Here is an excerpt from Aleksandar Hemon's "The Noble Truths of Suffering":
"an ex-marine who would have been a hero in the battle of Falluja had he not been dishonorably discharged for failing to corroborate the official story of the rape of a twelve-year-old Iraqi girl and the murder of her and her entire family, an unfortunate instance of miscommunication with local civilians. Tiny returns home from Iraq to Chicago and spends time visiting his old haunts on the North Side, trying vainly to drink himself into a stupor, out of turpitude. He has nothing to say to the people he used to know; he breaks shot glasses against their foreheads. The city barked at him and he snarled back. High out of his mind, he has a vision of a snake invasion and torches his studio with everything he owns in it, which is not much. A flashback that turns into a nightmare suggests that he was the one who slit the girl’s throat. Lamia Hassan was her name. She speaks to him in unintelligibly accented English.

He wakes up on a bus to Janesville, Wisconsin. Only upon arrival does he realize that he is there to visit the family of Sergeant Briggs, the psychopathic bastard whose idea it was to rape Lamia. He finds the house, knocks on the door, but there is nobody there, just a TV playing a children’s show. Tiny stumbles into a nearby bar and drinks with the locals, who buy him booze as an expression of support for our men and women in uniform. He tells them that Sergeant Briggs, a genuine American hero, was one of his best buddies in Iraq. He also tells them about his friend Declan, who got shot by a sniper. Briggs dragged him home under fire and got his knee blown off. Tiny tells them not to trust the newspapers, or the cocksuckers who say that we are losing the war. We are tearing new holes in the ass of the world, he says. We are breaking it open."

..................He tells them the gory details of the rape—Lamia’s moans, the flapping of her skinny arms, the blood pouring out of her—and the old man listens to him unflinchingly, while the mother goes to the kitchen to fetch coffee. They seem untroubled, as if they’re not even hearing him. For an instant, he thinks that he is not speaking at all, that this is all happening in his head, but then he realizes that there is nothing inside them, nothing but grief. Other people’s children are of no concern to them, for there was no horror in the world beyond Declan’s eternal absence from it. Tiny is sobbing."

Reading only the fragments of this beautifully written story doesn't elucidate the complete rewards that can be attained reading it in its entirety. What made me more surprised after reading the last sentence of Aleksandar Hemon's short story was the "Shoes" video propping up on the net. Muntather Zaidi threw his first shoe with uttering words: "This is a gift from the Iraqis. This is the farewell kiss, you dog", and he hurled his second shoe saying, ""This is from the widows, the orphans and those who were killed in Iraq"
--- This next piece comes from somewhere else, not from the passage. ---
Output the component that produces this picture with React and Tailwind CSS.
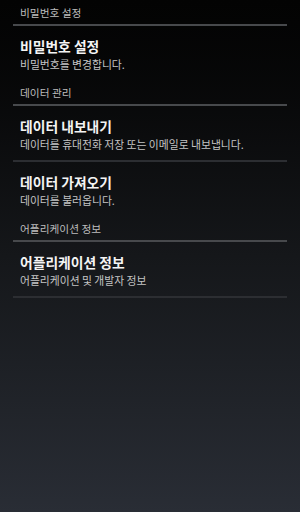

A frustrated Iraqi journalist throwing his pair of shoes at Bush, missing both his throws less than an inch, but the ultimate insult was done for an American outgoing President, whose neocon directed murderous wars caused so many millions of unnecessary deaths, bloodshed, rapes, and destructions, and whose answering back to a journalist's question afterwards proclaiming that democracy at play in Iraq and the man who threw the shoes only was trying to grab attention to himself were as usual missing the mark of truth completely.

While the protesting shoe throwing journalist was subdued on the floor, and was screaming from pain, words can be heard, "Camera! Camera!", and the heads rolled toward the recording camera that was documenting everything. Perhaps the "democracy" protecting goons spared him the pain for the moment while being recorded in camera, but off camera the story will turn to gory detail, even a gifted story writer like Aleksandar Hemon may find it difficult to describe the plight of tortures on protesters and any opposition termed as "enemy combatant" at the whim of whimsicals beyond the flashy lights and camera.